Exercise material:

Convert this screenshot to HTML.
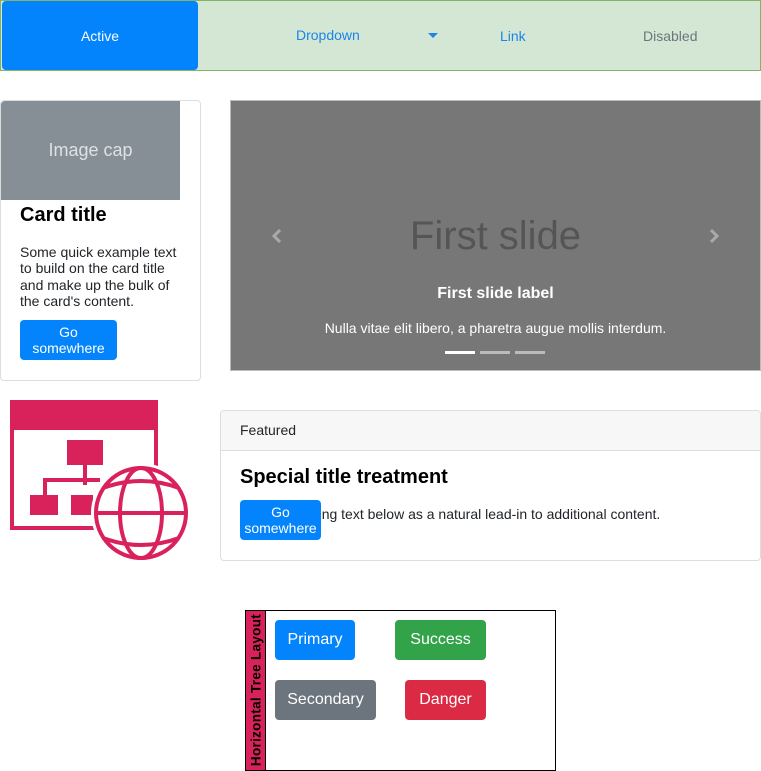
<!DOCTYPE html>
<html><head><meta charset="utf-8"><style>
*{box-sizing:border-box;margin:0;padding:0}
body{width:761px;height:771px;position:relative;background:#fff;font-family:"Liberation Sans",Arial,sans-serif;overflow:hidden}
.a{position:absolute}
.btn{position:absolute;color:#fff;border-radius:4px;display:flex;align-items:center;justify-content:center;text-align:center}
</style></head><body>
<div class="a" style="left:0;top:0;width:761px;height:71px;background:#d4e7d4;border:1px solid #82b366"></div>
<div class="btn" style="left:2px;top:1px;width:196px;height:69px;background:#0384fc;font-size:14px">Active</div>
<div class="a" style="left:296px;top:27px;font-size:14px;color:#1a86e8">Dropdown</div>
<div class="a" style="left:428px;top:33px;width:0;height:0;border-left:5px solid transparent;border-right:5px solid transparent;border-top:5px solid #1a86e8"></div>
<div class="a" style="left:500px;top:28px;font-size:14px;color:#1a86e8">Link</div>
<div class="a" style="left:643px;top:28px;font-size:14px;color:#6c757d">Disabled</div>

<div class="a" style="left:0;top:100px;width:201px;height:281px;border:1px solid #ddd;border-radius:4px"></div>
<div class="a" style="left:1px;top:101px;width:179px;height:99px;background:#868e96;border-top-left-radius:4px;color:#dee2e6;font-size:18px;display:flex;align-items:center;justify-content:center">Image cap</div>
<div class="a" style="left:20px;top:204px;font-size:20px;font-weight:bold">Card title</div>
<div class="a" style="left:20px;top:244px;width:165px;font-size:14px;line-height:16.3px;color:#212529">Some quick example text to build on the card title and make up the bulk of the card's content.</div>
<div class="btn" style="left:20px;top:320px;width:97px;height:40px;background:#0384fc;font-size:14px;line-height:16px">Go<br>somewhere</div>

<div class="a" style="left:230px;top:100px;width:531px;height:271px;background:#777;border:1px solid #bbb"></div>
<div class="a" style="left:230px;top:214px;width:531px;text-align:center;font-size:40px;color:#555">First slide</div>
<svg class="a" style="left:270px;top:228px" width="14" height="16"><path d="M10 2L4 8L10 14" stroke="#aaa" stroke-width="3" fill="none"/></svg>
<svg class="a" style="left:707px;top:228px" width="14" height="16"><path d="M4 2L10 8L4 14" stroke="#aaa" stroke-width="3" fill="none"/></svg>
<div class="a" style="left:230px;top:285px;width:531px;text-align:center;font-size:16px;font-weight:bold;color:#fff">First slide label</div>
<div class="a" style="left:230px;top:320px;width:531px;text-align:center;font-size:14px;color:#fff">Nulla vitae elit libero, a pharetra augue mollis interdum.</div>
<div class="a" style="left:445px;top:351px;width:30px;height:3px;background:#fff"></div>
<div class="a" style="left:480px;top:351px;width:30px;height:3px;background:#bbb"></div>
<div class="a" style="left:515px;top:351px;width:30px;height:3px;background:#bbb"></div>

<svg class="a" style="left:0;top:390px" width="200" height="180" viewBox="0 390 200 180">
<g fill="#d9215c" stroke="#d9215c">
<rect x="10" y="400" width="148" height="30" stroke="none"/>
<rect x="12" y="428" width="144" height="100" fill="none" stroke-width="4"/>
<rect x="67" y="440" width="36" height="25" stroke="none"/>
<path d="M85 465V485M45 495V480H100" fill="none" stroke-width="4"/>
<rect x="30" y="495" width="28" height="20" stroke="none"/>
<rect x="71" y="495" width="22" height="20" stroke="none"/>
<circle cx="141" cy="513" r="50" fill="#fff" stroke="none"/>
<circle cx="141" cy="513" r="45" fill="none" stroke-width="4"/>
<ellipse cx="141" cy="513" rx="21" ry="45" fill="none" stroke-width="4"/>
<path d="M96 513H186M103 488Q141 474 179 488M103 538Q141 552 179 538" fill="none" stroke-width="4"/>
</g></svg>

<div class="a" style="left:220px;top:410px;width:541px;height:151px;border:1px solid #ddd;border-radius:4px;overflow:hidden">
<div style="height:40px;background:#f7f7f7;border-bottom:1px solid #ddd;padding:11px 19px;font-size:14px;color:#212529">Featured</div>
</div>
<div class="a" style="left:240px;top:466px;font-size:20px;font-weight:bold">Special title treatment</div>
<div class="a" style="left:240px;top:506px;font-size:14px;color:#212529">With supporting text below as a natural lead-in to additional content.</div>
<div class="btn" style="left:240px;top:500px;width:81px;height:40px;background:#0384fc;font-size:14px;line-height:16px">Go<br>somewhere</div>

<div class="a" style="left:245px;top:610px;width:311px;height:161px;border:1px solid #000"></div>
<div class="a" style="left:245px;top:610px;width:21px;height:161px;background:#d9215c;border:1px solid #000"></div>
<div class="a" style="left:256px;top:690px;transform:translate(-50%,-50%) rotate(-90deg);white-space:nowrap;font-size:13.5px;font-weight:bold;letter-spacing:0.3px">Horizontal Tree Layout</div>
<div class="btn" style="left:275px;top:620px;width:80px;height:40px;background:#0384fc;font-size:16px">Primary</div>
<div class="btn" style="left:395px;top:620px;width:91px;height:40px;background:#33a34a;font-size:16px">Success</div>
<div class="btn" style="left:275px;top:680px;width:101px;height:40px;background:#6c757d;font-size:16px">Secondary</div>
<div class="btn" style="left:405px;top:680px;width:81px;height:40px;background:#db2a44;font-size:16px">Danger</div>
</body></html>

---

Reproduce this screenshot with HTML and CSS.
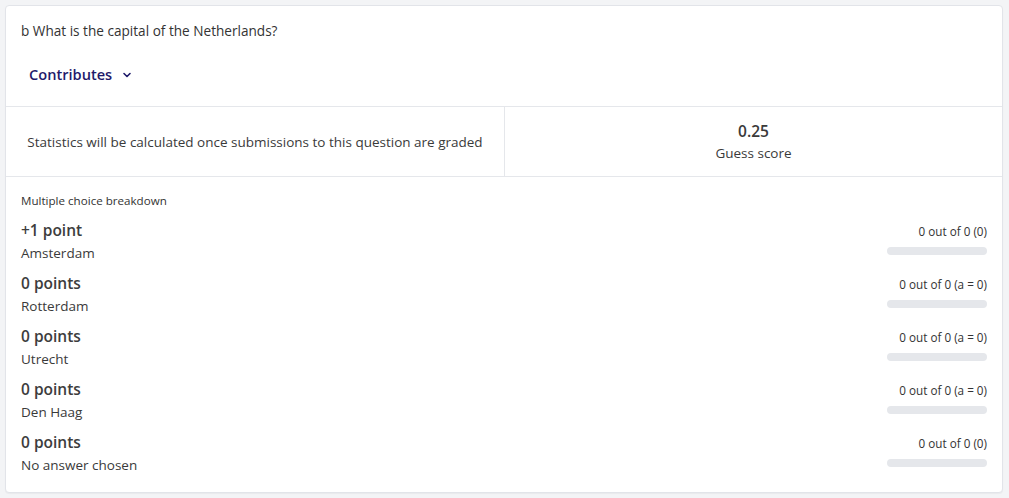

Written instruction:
Count each line of the data where the word "screenshot" appears, then reply with the total only.

Response:
2